I've been fairly busy with guitar stuff over the bank holiday weekend - I've stripped the electrics on a couple of instruments ready for re-wire & pickup swaps, fixed a faulty volume control on a recently-rewire Les Paul, and finally "finished" a partscaster I've been working on for while:
https://flic.kr/p/2sfj7NkFor context, last year's major project was refurbishing my oldest guitar, a 1996 Squier Strat, and due to dithering over the refurbishment I ended up with a bunch of spare parts, including pickups, tuners and an unfinished roast maple neck. I figured I might as well buy a body to attach the various bits to and learn about assembling a guitar from scratch... so I did. I found a nice sunburst body from another 1996 Squier on ebay for about fifty quid towards the end of last year and have been farting around with it ever since.

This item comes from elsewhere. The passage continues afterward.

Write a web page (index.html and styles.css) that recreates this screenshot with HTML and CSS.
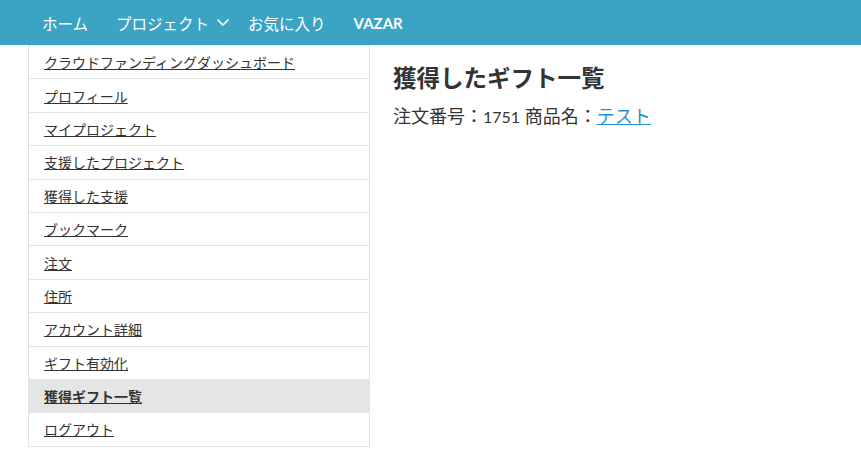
FILE: index.html
```html
<!DOCTYPE html>
<html lang="ja">
<head>
    <meta charset="UTF-8">
    <meta name="viewport" content="width=device-width, initial-scale=1.0">
    <title>獲得ギフト一覧</title>
    <link rel="stylesheet" href="styles.css">
</head>
<body>
    <header class="site-header">
        <nav class="main-nav">
            <a href="#">ホーム</a>
            <a href="#" class="has-sub">プロジェクト
                <svg class="chevron" width="14" height="9" viewBox="0 0 14 9"><path d="M1.5 1.5 L7 7 L12.5 1.5" fill="none" stroke="#fff" stroke-width="1.6"/></svg>
            </a>
            <a href="#">お気に入り</a>
            <a href="#" class="brand">VAZAR</a>
        </nav>
    </header>

    <div class="account">
        <ul class="account-menu">
            <li><a href="#">クラウドファンディングダッシュボード</a></li>
            <li><a href="#">プロフィール</a></li>
            <li><a href="#">マイプロジェクト</a></li>
            <li><a href="#">支援したプロジェクト</a></li>
            <li><a href="#">獲得した支援</a></li>
            <li><a href="#">ブックマーク</a></li>
            <li><a href="#">注文</a></li>
            <li><a href="#">住所</a></li>
            <li><a href="#">アカウント詳細</a></li>
            <li><a href="#">ギフト有効化</a></li>
            <li class="is-active"><a href="#">獲得ギフト一覧</a></li>
            <li><a href="#">ログアウト</a></li>
        </ul>

        <div class="account-content">
            <h2>獲得したギフト一覧</h2>
            <p>注文番号：<span class="num">1751</span> 商品名：<a href="#">テスト</a></p>
        </div>
    </div>
</body>
</html>
```

FILE: styles.css
```css
body {
    margin: 0;
    font-family: Lato, "Noto Sans CJK JP", sans-serif;
    color: #333;
    background: #fff;
}

.site-header {
    background-color: #3ba3c4;
    height: 45px;
}

.main-nav {
    display: flex;
    align-items: center;
    height: 45px;
    padding-left: 42px;
}

.main-nav a {
    color: #fff;
    text-decoration: none;
    font-size: 15.5px;
    margin-right: 28px;
    display: flex;
    align-items: center;
}

.main-nav .has-sub {
    margin-right: 18px;
}

.chevron {
    margin-left: 7px;
}

.main-nav .brand {
    font-weight: bold;
    font-size: 15px;
}

.account {
    display: flex;
    align-items: flex-start;
    padding-left: 28px;
}

.account-menu {
    list-style: none;
    margin: 0;
    padding: 0;
    width: 340px;
    border: 1px solid #e2e2e2;
    border-top: none;
}

.account-menu li {
    height: 32.4px;
    border-top: 1px solid #e2e2e2;
    padding-left: 15px;
    display: flex;
    align-items: center;
}

.account-menu li:first-child {
    border-top: 1px solid #e9e9e9;
}

.account-menu a {
    color: #333;
    font-size: 14px;
    text-decoration: underline;
}

.account-menu .is-active {
    background-color: #e5e5e5;
}

.account-menu .is-active a {
    font-weight: bold;
}

.account-content {
    padding-left: 23px;
}

.account-content h2 {
    font-size: 23.5px;
    font-weight: bold;
    margin: 15px 0 8px;
}

.account-content p {
    font-size: 18px;
    margin: 0;
}

.account-content .num {
    font-size: 16px;
}

.account-content p a {
    color: #1e8fd0;
}
```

The neck is from Guitar Anatomy and originally came with a blank/paddle headstock; following advice from this 'ere forum, I ended up spending a good few hours of my Christmas break hacking it into shape with a coping saw and sanding blocks, then finishing it with boiled linseed oil and Feed 'n' Wax.

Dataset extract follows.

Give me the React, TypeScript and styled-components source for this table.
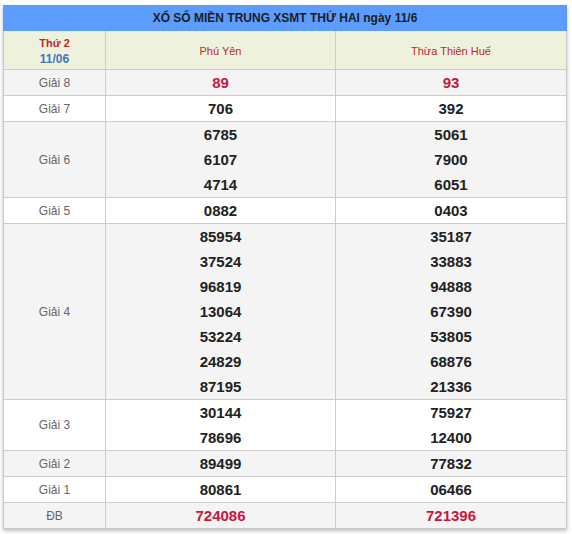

Pickups-wise, I originally fitted a set of single coils I've had kicking around for years; they were originally made by a one man outfit called Rock Monkey, I believe? They sound really nice, but quite noisy, even after screening the cavities with copper tape, so I replaced them with Tonerider Apex Plus noiseless single coil style pickups. That still didn't work for me, so I finally gave in and replicated the HSH load I have on my other Squier - all Seymour Duncan, with a L'il 59 at the bridge, Lipstick in the middle, and Cool Rails at the neck.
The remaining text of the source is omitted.